### Problem details
Spot every line with the word "TypeScript" and return it.

### Given data

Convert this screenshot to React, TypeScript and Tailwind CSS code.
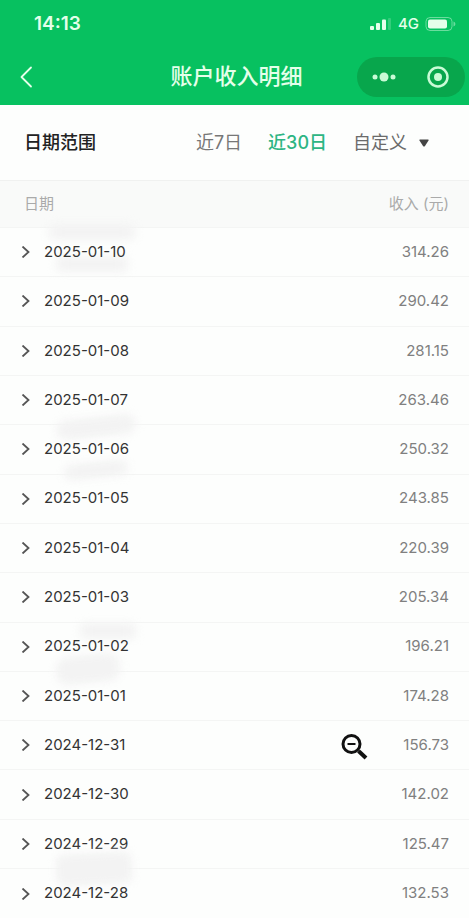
* * *
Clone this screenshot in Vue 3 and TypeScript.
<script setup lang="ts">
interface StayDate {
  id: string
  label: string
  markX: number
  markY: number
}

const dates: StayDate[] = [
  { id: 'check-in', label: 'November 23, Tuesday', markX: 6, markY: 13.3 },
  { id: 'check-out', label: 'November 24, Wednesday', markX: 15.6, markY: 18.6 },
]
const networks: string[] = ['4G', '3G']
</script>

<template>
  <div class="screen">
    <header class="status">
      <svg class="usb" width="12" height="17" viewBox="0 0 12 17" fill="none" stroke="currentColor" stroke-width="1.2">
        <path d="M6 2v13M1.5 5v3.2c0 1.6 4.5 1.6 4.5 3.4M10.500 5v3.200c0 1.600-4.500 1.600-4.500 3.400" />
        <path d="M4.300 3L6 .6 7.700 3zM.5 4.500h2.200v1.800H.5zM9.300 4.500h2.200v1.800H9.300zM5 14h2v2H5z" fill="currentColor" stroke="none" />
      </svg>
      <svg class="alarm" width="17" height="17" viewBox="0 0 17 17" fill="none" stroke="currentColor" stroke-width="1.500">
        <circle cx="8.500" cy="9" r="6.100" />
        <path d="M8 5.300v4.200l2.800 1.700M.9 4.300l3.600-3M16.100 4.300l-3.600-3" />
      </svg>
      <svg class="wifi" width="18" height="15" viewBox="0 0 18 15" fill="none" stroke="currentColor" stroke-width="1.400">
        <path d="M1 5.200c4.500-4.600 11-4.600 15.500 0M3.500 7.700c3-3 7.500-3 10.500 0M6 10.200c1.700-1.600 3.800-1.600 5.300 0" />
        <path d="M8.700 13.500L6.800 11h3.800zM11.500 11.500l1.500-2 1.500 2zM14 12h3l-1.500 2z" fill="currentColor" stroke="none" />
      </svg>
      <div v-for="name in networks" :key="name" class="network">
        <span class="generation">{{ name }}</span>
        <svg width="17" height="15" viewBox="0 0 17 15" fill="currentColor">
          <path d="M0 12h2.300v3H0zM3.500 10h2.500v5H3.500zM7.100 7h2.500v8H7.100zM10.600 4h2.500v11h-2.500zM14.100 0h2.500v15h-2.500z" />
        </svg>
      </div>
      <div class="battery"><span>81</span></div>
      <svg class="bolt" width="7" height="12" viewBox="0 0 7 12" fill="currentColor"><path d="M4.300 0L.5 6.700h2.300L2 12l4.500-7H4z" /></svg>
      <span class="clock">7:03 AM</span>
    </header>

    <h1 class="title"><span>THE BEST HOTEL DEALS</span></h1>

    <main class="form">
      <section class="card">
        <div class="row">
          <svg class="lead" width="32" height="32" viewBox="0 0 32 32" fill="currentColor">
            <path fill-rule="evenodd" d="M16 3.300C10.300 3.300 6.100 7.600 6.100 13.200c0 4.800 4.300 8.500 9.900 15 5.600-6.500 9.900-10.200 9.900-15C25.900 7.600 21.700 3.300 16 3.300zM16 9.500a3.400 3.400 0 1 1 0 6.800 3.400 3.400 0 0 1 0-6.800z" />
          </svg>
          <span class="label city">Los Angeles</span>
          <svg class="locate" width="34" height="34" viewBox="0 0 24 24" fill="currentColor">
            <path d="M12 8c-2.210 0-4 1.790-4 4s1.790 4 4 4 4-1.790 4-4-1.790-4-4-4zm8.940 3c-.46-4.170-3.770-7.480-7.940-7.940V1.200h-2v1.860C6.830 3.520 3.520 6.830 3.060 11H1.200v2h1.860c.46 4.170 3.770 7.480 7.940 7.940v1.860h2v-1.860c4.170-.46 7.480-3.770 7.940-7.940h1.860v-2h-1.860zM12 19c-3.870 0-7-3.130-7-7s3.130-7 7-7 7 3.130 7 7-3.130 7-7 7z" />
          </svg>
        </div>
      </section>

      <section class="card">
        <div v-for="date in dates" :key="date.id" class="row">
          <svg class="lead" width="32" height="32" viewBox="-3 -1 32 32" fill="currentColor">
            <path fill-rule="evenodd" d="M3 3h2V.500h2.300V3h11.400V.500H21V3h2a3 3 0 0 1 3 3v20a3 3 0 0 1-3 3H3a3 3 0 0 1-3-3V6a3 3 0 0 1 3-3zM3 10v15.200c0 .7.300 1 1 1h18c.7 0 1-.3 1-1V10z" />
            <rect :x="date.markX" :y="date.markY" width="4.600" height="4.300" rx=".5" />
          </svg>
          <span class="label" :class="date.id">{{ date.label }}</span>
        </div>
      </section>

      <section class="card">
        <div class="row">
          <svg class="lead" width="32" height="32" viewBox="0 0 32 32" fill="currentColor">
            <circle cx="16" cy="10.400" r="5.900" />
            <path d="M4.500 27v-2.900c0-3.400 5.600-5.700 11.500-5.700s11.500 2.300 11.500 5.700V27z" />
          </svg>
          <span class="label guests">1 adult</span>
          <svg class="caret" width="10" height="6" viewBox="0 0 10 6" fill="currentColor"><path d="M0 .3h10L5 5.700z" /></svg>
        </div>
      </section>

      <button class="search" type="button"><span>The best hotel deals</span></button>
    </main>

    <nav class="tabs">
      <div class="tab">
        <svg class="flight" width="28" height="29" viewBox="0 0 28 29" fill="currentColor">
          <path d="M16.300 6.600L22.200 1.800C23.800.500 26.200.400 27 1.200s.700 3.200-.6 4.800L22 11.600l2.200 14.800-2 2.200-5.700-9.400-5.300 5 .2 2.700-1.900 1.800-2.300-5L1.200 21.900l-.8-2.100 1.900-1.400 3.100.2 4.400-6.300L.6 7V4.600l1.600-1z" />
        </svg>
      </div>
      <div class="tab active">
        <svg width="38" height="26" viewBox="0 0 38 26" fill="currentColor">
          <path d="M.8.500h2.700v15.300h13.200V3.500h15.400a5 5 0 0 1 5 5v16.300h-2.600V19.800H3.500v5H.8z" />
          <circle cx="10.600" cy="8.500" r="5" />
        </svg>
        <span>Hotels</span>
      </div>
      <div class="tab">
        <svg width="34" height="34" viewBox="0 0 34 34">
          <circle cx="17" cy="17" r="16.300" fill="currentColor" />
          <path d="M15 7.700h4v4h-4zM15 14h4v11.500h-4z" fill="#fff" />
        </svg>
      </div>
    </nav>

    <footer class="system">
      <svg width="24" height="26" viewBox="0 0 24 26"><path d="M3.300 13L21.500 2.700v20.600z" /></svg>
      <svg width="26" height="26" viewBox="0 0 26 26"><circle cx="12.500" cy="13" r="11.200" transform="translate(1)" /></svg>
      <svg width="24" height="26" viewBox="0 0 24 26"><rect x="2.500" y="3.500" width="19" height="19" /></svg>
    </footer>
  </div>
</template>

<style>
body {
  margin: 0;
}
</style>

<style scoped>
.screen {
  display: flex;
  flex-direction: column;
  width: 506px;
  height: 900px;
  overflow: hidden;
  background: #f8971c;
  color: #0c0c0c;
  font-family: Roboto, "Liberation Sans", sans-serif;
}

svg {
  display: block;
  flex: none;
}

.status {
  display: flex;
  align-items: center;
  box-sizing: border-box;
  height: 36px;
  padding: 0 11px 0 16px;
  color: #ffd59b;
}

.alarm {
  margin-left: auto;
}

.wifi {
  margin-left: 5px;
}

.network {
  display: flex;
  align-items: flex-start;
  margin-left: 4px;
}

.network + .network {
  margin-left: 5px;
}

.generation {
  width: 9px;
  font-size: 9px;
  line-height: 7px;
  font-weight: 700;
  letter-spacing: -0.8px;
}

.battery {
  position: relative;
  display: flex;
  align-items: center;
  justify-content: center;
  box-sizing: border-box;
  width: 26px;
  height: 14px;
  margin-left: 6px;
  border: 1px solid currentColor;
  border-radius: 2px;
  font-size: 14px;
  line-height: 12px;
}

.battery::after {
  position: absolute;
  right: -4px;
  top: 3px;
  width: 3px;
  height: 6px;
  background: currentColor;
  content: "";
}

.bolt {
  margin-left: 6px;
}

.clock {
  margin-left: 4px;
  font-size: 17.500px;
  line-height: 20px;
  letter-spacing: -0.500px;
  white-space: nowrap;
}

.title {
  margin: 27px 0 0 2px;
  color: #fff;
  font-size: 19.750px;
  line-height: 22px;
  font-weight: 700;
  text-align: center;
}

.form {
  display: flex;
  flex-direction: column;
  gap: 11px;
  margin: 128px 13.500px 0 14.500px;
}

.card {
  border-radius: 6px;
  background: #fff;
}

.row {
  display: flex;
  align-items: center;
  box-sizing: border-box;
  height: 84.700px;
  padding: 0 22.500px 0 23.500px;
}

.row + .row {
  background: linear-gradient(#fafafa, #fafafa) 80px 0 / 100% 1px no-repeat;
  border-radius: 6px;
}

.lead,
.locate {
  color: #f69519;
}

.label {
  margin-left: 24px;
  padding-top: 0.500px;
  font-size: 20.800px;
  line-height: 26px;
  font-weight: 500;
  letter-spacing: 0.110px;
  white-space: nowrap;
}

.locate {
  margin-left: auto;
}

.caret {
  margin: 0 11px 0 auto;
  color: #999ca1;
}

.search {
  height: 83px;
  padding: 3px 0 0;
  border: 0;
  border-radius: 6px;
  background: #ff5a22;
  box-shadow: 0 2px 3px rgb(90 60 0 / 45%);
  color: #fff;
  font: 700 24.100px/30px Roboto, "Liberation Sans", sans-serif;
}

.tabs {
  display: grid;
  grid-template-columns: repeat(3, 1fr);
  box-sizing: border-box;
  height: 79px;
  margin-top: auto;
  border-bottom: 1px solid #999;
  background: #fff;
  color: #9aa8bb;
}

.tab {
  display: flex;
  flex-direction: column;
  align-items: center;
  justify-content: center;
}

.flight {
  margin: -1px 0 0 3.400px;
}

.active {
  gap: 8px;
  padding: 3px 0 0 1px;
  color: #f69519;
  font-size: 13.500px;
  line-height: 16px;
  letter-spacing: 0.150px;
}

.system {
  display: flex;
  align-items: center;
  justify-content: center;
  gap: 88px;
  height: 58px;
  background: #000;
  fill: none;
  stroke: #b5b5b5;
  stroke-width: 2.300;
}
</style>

### Completed task
Convert this screenshot to React, TypeScript and Tailwind CSS code.
Clone this screenshot in Vue 3 and TypeScript.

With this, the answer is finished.